Le comité de défense est constitué d'environ 350 adhérents, depuis un peu plus de deux ans d'existence. Cela représente un réel soutien. On le voit d'ailleurs dans les débats, la population est très attachée à cet hôpital. La difficulté pour nous à Creil, c'est qu'elle n'a pas le sentiment d'une menace réelle contre l'hôpital puisqu'il fait l'objet d'une extension. Cela paraît contradictoire de défendre l'hôpital contre des mains qui n'apparaissent pas clairement.

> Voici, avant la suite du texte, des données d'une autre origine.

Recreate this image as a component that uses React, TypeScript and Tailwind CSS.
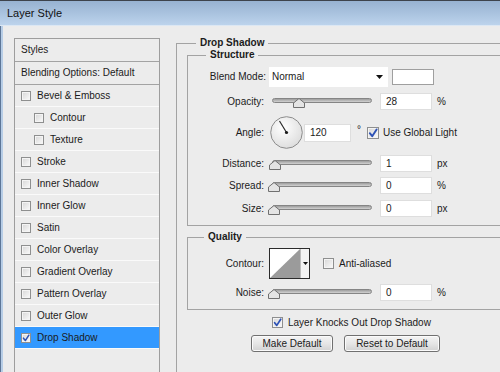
import React from 'react';

type StyleItem = { label: string; indent?: boolean; checked?: boolean; selected?: boolean };

const styleItems: StyleItem[] = [
  { label: 'Bevel & Emboss' },
  { label: 'Contour', indent: true },
  { label: 'Texture', indent: true },
  { label: 'Stroke' },
  { label: 'Inner Shadow' },
  { label: 'Inner Glow' },
  { label: 'Satin' },
  { label: 'Color Overlay' },
  { label: 'Gradient Overlay' },
  { label: 'Pattern Overlay' },
  { label: 'Outer Glow' },
  { label: 'Drop Shadow', checked: true, selected: true },
];

function CheckBox({ checked = false, size = 10 }: { checked?: boolean; size?: number }) {
  return (
    <span
      className="flex shrink-0 items-center justify-center border border-[#8e8f8f] bg-gradient-to-br from-[#d6d6d6] to-[#fbfbfb] shadow-[inset_0_0_0_1px_#f4f4f4]"
      style={{ width: size, height: size }}
    >
      {checked && (
        <svg width={size - 2} height={size - 2} viewBox="0 0 10 10">
          <path d="M1.8 5.2 L4.2 8.2 L8.6 1.4" fill="none" stroke="#2d52b5" strokeWidth="1.9" strokeLinecap="round" strokeLinejoin="round" />
        </svg>
      )}
    </span>
  );
}

function Slider({ value }: { value: number }) {
  return (
    <div className="relative ml-[8px] h-[17px] w-[100px] pt-[5px]">
      <div className="h-[5px] w-full rounded-full border border-[#858585] bg-gradient-to-b from-[#9d9d9d] to-[#d2d2d2]" />
      <svg
        className="absolute top-[5px]"
        style={{ left: -4 + value * 0.89 }}
        width="12"
        height="10"
        viewBox="0 0 12 10"
      >
        <path d="M6 0.5 L11.5 5 L11.5 9.5 L0.5 9.5 L0.5 5 Z" fill="#e4e4e4" stroke="#707070" strokeWidth="1" />
      </svg>
    </div>
  );
}

function NumField({ value, w = 52, h = 17, ml = 8 }: { value: string; w?: number; h?: number; ml?: number }) {
  return (
    <div
      className="flex shrink-0 items-center border border-[#dedede] bg-white pl-[5px]"
      style={{ width: w, height: h, marginLeft: ml }}
    >
      {value}
    </div>
  );
}

function Label({ text }: { text: string }) {
  return <span className="w-[76px] shrink-0 text-right">{text}</span>;
}

function SliderRow({ label, value, unit, mt }: { label: string; value: number; unit: string; mt: string }) {
  return (
    <div className={`flex h-[17px] items-center ${mt}`}>
      <Label text={`${label}:`} />
      <Slider value={value} />
      <NumField value={String(value)} />
      <span className="ml-[5px]">{unit}</span>
    </div>
  );
}

function Dial() {
  return (
    <svg className="ml-[6px] shrink-0" width="33" height="33" viewBox="0 0 33 33">
      <defs>
        <radialGradient id="dialFill" cx="0.4" cy="0.35" r="0.7">
          <stop offset="0" stopColor="#ffffff" />
          <stop offset="1" stopColor="#dcdcdc" />
        </radialGradient>
      </defs>
      <circle cx="16.5" cy="16.5" r="15.8" fill="url(#dialFill)" stroke="#8c8c8c" strokeWidth="1" />
      <line x1="16.5" y1="16.5" x2="9.5" y2="5" stroke="#2a2a2a" strokeWidth="1.2" />
      <circle cx="16.5" cy="16.5" r="1.6" fill="#1a1a1a" />
    </svg>
  );
}

function ContourPicker() {
  return (
    <div className="ml-[5px] flex h-[31px] w-[41px] shrink-0 border border-[#2b2b2b] bg-white">
      <svg width="30" height="29" viewBox="0 0 30 29">
        <rect width="30" height="29" fill="#ffffff" />
        <path d="M0 29 L30 0 L30 29 Z" fill="#9b9b9b" />
      </svg>
      <div className="flex flex-1 items-center justify-center border-l border-[#bdbdbd] bg-[#f3f3f3]">
        <svg width="5" height="3" viewBox="0 0 5 3">
          <path d="M0 0 H5 L2.5 3 Z" fill="#111" />
        </svg>
      </div>
    </div>
  );
}

function Button({ text, w }: { text: string; w: number }) {
  return (
    <div
      className="flex h-[17px] items-center justify-center rounded-[3px] border border-[#707070] bg-gradient-to-b from-[#f4f4f4] via-[#e6e6e6] to-[#d2d2d2] shadow-[inset_0_0_0_1px_#fbfbfb]"
      style={{ width: w }}
    >
      {text}
    </div>
  );
}

export default function App() {
  return (
    <div className="h-[372px] w-[500px] overflow-hidden bg-[#ececec] font-['Liberation_Sans',Arial,sans-serif] text-[10px] leading-[12px] text-[#1b1b1b]">
      <div className="flex h-[26px] items-center border-t border-[#3d434c] border-b border-b-[#dce7f3] bg-gradient-to-b from-[#97b2d1] to-[#bcd3ec] pl-[7px] text-[11px] text-[#111]">
        Layer Style
      </div>

      <div className="flex h-[346px]">
        <div className="w-[3px] shrink-0 border-l border-[#5d7697] bg-[#b7cde6]" />

        <div className="flex flex-1 pl-[11px]">
          {/* styles list */}
          <div className="mt-[12px] h-[400px] w-[146px] shrink-0 border border-[#9d9d9d]">
            <div className="flex h-[23px] items-center border-b border-[#a3a3a3] pl-[6px]">Styles</div>
            <div className="flex h-[23px] items-center border-b border-[#a3a3a3] pl-[6px]">Blending Options: Default</div>
            {styleItems.map((item) => (
              <div
                key={item.label}
                className={`flex h-[22px] items-center border-b border-[#fafafa] ${item.indent ? 'pl-[19px]' : 'pl-[6px]'} ${item.selected ? 'bg-[#3399ff]' : ''}`}
              >
                <CheckBox checked={item.checked} />
                <span className="ml-[6px]">{item.label}</span>
              </div>
            ))}
          </div>

          {/* settings */}
          <div className="ml-[16px] mt-[11px] w-[360px] shrink-0">
            <fieldset className="border border-[#a3a3a3] pb-[60px] pl-[10px]">
              <legend className="ml-[9px] px-[4px] font-bold leading-[12px]">Drop Shadow</legend>

              <fieldset className="w-[340px] border border-[#a3a3a3] pb-[8px] pt-[5px]">
                <legend className="ml-[18px] px-[4px] font-bold leading-[12px]">Structure</legend>

                <div className="flex h-[21px] items-center">
                  <span className="w-[78px] shrink-0 text-right">Blend Mode:</span>
                  <div className="ml-[3px] flex h-[20px] w-[119px] shrink-0 items-center justify-between bg-white pl-[3px] pr-[5px]">
                    <span>Normal</span>
                    <svg width="7" height="4" viewBox="0 0 7 4">
                      <path d="M0 0 H7 L3.5 4 Z" fill="#111" />
                    </svg>
                  </div>
                  <div className="ml-[4px] h-[16px] w-[42px] shrink-0 border border-[#9f9f9f] bg-white" />
                </div>

                <SliderRow label="Opacity" value={28} unit="%" mt="mt-[6px]" />

                <div className="mt-[6px] flex h-[33px] items-center">
                  <Label text="Angle:" />
                  <Dial />
                  <NumField value="120" w={47} h={18} ml={1} />
                  <span className="ml-[6px] -mt-[6px]">°</span>
                  <span className="ml-[6px]">
                    <CheckBox checked size={12} />
                  </span>
                  <span className="ml-[4px]">Use Global Light</span>
                </div>

                <SliderRow label="Distance" value={1} unit="px" mt="mt-[6px]" />
                <SliderRow label="Spread" value={0} unit="%" mt="mt-[5px]" />
                <SliderRow label="Size" value={0} unit="px" mt="mt-[6px]" />
              </fieldset>

              <fieldset className="mt-[5px] w-[340px] border border-[#a3a3a3] pb-[8px] pt-[5px]">
                <legend className="ml-[16px] px-[4px] font-bold leading-[12px]">Quality</legend>

                <div className="flex h-[31px] items-center">
                  <Label text="Contour:" />
                  <ContourPicker />
                  <span className="ml-[13px]">
                    <CheckBox size={11} />
                  </span>
                  <span className="ml-[5px]">Anti-aliased</span>
                </div>

                <SliderRow label="Noise" value={0} unit="%" mt="mt-[5px]" />
              </fieldset>

              <div className="mt-[6px] flex h-[13px] items-center pl-[85px]">
                <CheckBox checked size={11} />
                <span className="ml-[5px]">Layer Knocks Out Drop Shadow</span>
              </div>

              <div className="mt-[6px] flex gap-[11px] pl-[64px]">
                <Button text="Make Default" w={82} />
                <Button text="Reset to Default" w={96} />
              </div>
            </fieldset>
          </div>
        </div>
      </div>
    </div>
  );
}
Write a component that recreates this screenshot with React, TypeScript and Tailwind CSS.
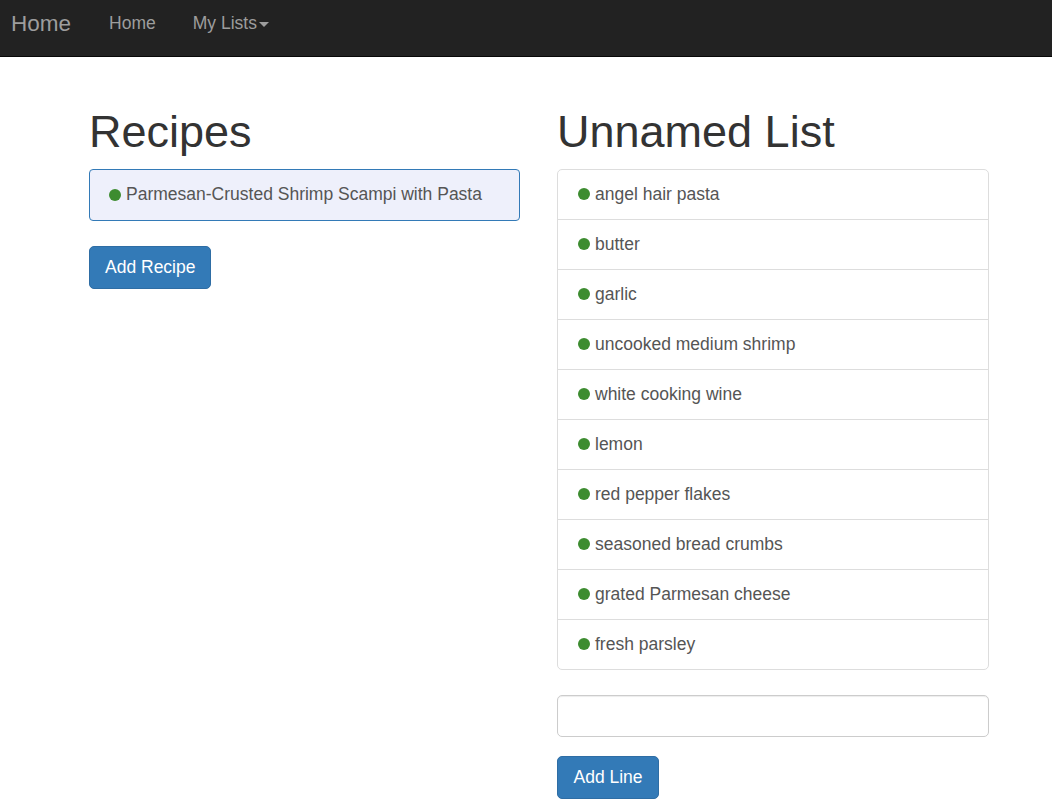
import React, { useState } from 'react';

const ingredients = [
  'angel hair pasta',
  'butter',
  'garlic',
  'uncooked medium shrimp',
  'white cooking wine',
  'lemon',
  'red pepper flakes',
  'seasoned bread crumbs',
  'grated Parmesan cheese',
  'fresh parsley',
];

function Dot() {
  return <span className="mr-[5px] inline-block h-[12px] w-[12px] shrink-0 rounded-full bg-[#3d8c30]" />;
}

export default function App() {
  const [line, setLine] = useState('');

  return (
    <div className="min-h-screen bg-white font-['Liberation_Sans',Arial,sans-serif] text-[17.5px] text-[#333]">
      {/* Navbar */}
      <nav className="flex h-[57px] items-center border-b border-[#080808] bg-[#222] pb-[9px]">
        <a className="ml-[11px] text-[22.5px] text-[#9d9d9d]">Home</a>
        <a className="ml-[38px] text-[17.5px] text-[#9d9d9d]">Home</a>
        <a className="ml-[37px] flex items-center text-[17.5px] text-[#9d9d9d]">
          My Lists
          <span className="ml-[2px] mt-[2px] inline-block h-0 w-0 border-x-[5px] border-t-[5px] border-x-transparent border-t-[#9d9d9d]" />
        </a>
      </nav>

      <div className="flex gap-[37px] pl-[89px] pt-[50px]">
        {/* Recipes column */}
        <div className="w-[431px]">
          <h1 className="mb-[12px] text-[45px] leading-[49.5px] font-normal">Recipes</h1>
          <div className="flex h-[52px] items-center rounded-[4px] border border-[#337ab7] bg-[#eef0fb] pl-[19px] text-[#555]">
            <Dot />
            Parmesan-Crusted Shrimp Scampi with Pasta
          </div>
          <button
            type="button"
            className="mt-[25px] h-[43px] rounded-[5px] border border-[#2e6da4] bg-[#337ab7] px-[15px] text-[17.5px] text-white"
          >
            Add Recipe
          </button>
        </div>

        {/* List column */}
        <div className="w-[432px]">
          <h1 className="mb-[12px] text-[45px] leading-[49.5px] font-normal">Unnamed List</h1>
          <ul className="overflow-hidden rounded-[5px] border border-[#ddd]">
            {ingredients.map((item, i) => (
              <li
                key={item}
                className={`flex h-[49px] items-center pl-[20px] text-[#555] ${i > 0 ? 'box-content border-t border-[#ddd]' : ''}`}
              >
                <Dot />
                {item}
              </li>
            ))}
          </ul>
          <input
            value={line}
            onChange={(e) => setLine(e.target.value)}
            className="mt-[25px] block h-[42px] w-full rounded-[5px] border border-[#ccc] px-3 shadow-[inset_0_1px_1px_rgba(0,0,0,0.075)] outline-none"
          />
          <button
            type="button"
            className="mt-[19px] h-[43px] rounded-[5px] border border-[#2e6da4] bg-[#337ab7] px-[15.5px] text-[17.5px] text-white"
          >
            Add Line
          </button>
        </div>
      </div>
    </div>
  );
}
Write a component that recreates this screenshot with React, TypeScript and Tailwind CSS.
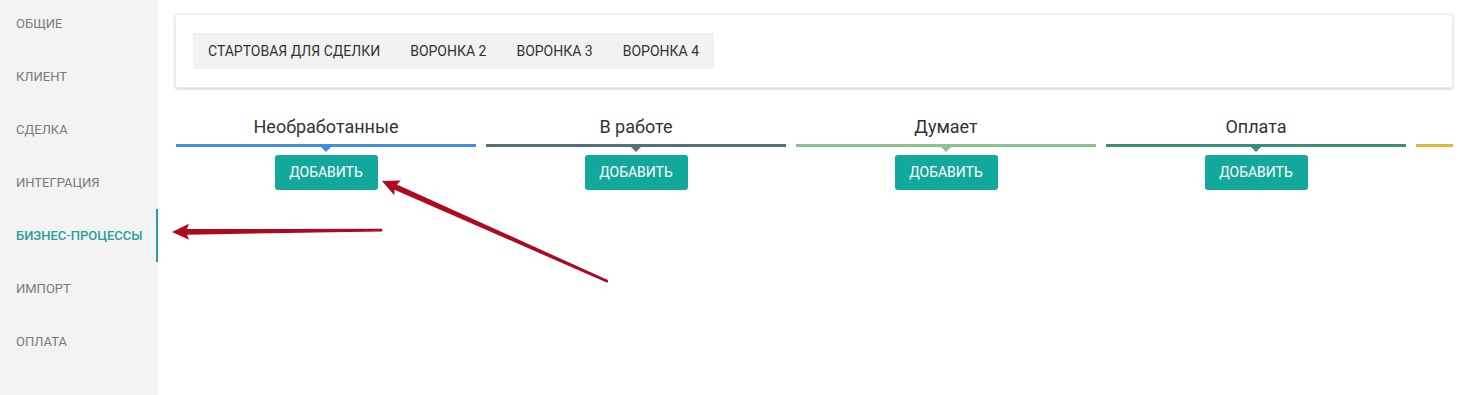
import React from "react";

const menu = ["Общие", "Клиент", "Сделка", "Интеграция", "Бизнес-процессы", "Импорт", "Оплата"];
const funnels = ["Стартовая для сделки", "Воронка 2", "Воронка 3", "Воронка 4"];

const stages = [
  { title: "Необработанные", line: "bg-[#3f8fdf]", tri: "border-t-[#3f8fdf]" },
  { title: "В работе", line: "bg-[#546e7a]", tri: "border-t-[#546e7a]" },
  { title: "Думает", line: "bg-[#8cc490]", tri: "border-t-[#8cc490]" },
  { title: "Оплата", line: "bg-[#3a8f79]", tri: "border-t-[#3a8f79]" },
  { title: "", line: "bg-[#e0b63c]", tri: "" },
];

function Arrow({ x, y, len, angle }: { x: number; y: number; len: number; angle: number }) {
  // tip at (0,0), shaft runs along +x to the tail
  return (
    <g transform={`translate(${x} ${y}) rotate(${angle})`} fill="#ad0a20">
      <polygon points={`0,0 17,-8 15,-2.8 ${len},-1.4 ${len},1.4 15,2.8 17,8`} />
      <circle cx={len} cy={0} r={1.4} />
    </g>
  );
}

export default function App() {
  const active = "Бизнес-процессы";
  return (
    <div className="relative flex h-[395px] w-full overflow-hidden bg-white font-['Roboto',sans-serif]">
      <aside className="h-full w-[158px] shrink-0 bg-[#f2f3f2]">
        <ul className="-mt-[3px]">
          {menu.map((m) => (
            <li
              key={m}
              className={`flex h-[53px] items-center pl-[16px] text-[13px] uppercase ${
                m === active ? "border-r-2 border-[#26a196] font-medium text-[#26a196]" : "text-[#7a7a7a]"
              }`}
            >
              {m}
            </li>
          ))}
        </ul>
      </aside>

      <main className="min-w-0 flex-1 pl-[17px] pr-[16px] pt-[14px]">
        <div className="rounded-[2px] border border-[#ececec] bg-white px-[17px] py-[18px] shadow-[0_1px_3px_rgba(0,0,0,0.2)]">
          <div className="inline-flex h-[36px] items-center bg-[#f1f2f2]">
            {funnels.map((f) => (
              <button key={f} className="px-[15px] text-[14px] uppercase text-[#333]">
                {f}
              </button>
            ))}
          </div>
        </div>

        <div className="mt-[27px] flex gap-[10px] overflow-hidden pl-[1px]">
          {stages.map((s, i) => (
            <div key={i} className="flex w-[300px] shrink-0 flex-col items-center">
              <div className="h-[24px] text-[18px] leading-[24px] text-[#333]">{s.title}</div>
              <div className={`mt-[5px] h-[3px] w-full ${s.line}`} />
              {s.title && (
                <>
                  <div className={`h-0 w-0 border-x-[5px] border-t-[5px] border-x-transparent ${s.tri}`} />
                  <button className="mt-[3px] h-[35px] w-[103px] rounded-[3px] bg-[#12a89b] text-[14px] uppercase text-white">
                    Добавить
                  </button>
                </>
              )}
            </div>
          ))}
        </div>
      </main>

      <svg className="pointer-events-none absolute left-0 top-0" width="1469" height="395">
        <Arrow x={172} y={232} len={209} angle={-0.5} />
        <Arrow x={382} y={181} len={246} angle={24} />
      </svg>
    </div>
  );
}
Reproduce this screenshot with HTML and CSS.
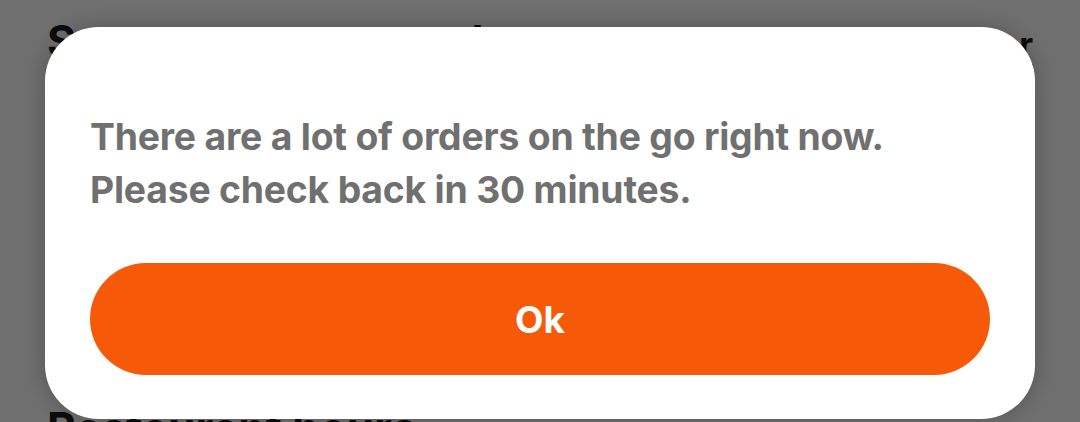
FILE: index.html
```html
<!DOCTYPE html>
<html lang="en">
<head>
<meta charset="utf-8">
<link rel="stylesheet" href="styles.css">
</head>
<body>
<div class="page">
  <div class="page-head">
    <h1 class="page-title">Some new menu orders</h1>
    <a class="page-link">Change order</a>
  </div>
  <h2 class="page-sub">Restaurant hours</h2>
</div>
<div class="overlay"></div>
<div class="modal">
  <p class="modal-text">There are a lot of orders on the go right now.<br>Please check back in 30 minutes.</p>
  <button class="modal-btn">Ok</button>
</div>
</body>
</html>
```
FILE: styles.css
```css
html, body {
  margin: 0;
  padding: 0;
  width: 1080px;
  height: 422px;
  overflow: hidden;
  font-family: "Inter", "Lato", sans-serif;
}
body {
  background: #ffffff;
  position: relative;
}
.page {
  padding: 14px 47px 0 47px;
  color: #1c1c1c;
}
.page-head {
  display: flex;
  justify-content: space-between;
  align-items: baseline;
}
.page-title {
  margin: 0;
  font-size: 44px;
  font-weight: 700;
}
.page-link {
  font-size: 34px;
  font-weight: 700;
  text-decoration: underline;
  text-underline-offset: 7px;
}
.page-sub {
  margin: 333px 0 0;
  font-size: 44px;
  font-weight: 700;
}
.overlay {
  position: absolute;
  inset: 0;
  background: rgba(0, 0, 0, 0.56);
}
.modal {
  position: absolute;
  left: 45px;
  top: 27px;
  width: 990px;
  height: 392px;
  box-sizing: border-box;
  background: #ffffff;
  border-radius: 54px;
  padding: 83px 45px 0 45px;
  box-shadow: 0 0 24px rgba(0, 0, 0, 0.25);
}
.modal-text {
  margin: 0;
  color: #707070;
  font-size: 37.3px;
  font-weight: 700;
  line-height: 53px;
  letter-spacing: -0.2px;
}
.modal-btn {
  display: block;
  margin-top: 47px;
  width: 900px;
  height: 112px;
  border: none;
  border-radius: 56px;
  background: #f65a08;
  color: #ffffff;
  font-family: inherit;
  font-size: 37px;
  font-weight: 700;
}
```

Un des objectifs du maire de Creil, je pense, est de sauver l'hôpital de Creil en faisant le sacrifice de celui de Senlis. Mais il est parfaitement conscient que la disparition de l'hôpital de Senlis va laisser le terrain libre au secteur privé. Une opération de privatisation importante fragiliserait l'hôpital de Creil lui-même, qui connaît déjà de réelles difficultés. D'une part, le manque de lits ; les urgences sont en permanence en surcharge. L'extension devait amener 100 lits supplémentaires, il n'y en aura que 50. D'autre part, le personnel est extrêmement serré et doit même être réduit, ce dont se défend l'ARS. La réduction du personnel est déjà en route à Senlis. Le directeur, Duval, qui était directeur-adjoint à Amiens, avait pour fonction de casser toute forme de riposte du personnel de Senlis et de le réduire, par le biais d'un incitation au départ, du non-remplacement des départs en retraite et de la réduction, dans un premier temps, du personnel administratif et technique des hôpitaux de Creil, Senlis et bientôt Paul-Doumer. Dans un deuxième temps, l'ARS souhaite réduire le personnel soignant d'abord à Senlis puis à Creil.

Comment se positionne le maire UMP de Senlis, Jean-Christophe Canter ?

Il a une position très faible sur le plan politique. Son nom apparaît en permanence dans des affaires pas claires… Il était opposé à la fusion mais il l'a laissée faire, théoriquement réduite à la fusion administrative des deux hôpitaux. Il s'agissait évidemment d'une stratégie de dissimulation de la part de l'ARS qui disait ne vouloir fusionner que les administrations. Donc ceux qui sont en situation de faiblesse disent «Ce n'est pas très grave, c'est même une attitude raisonnable qui consiste à mutualiser les administrations des hôpitaux…» Mais ça veut dire augmentation du chômage des personnels. Et on sait bien que, dans toute la France, toutes les fusions administratives sont le point de départ d'une fusion des services d'hospitalisation.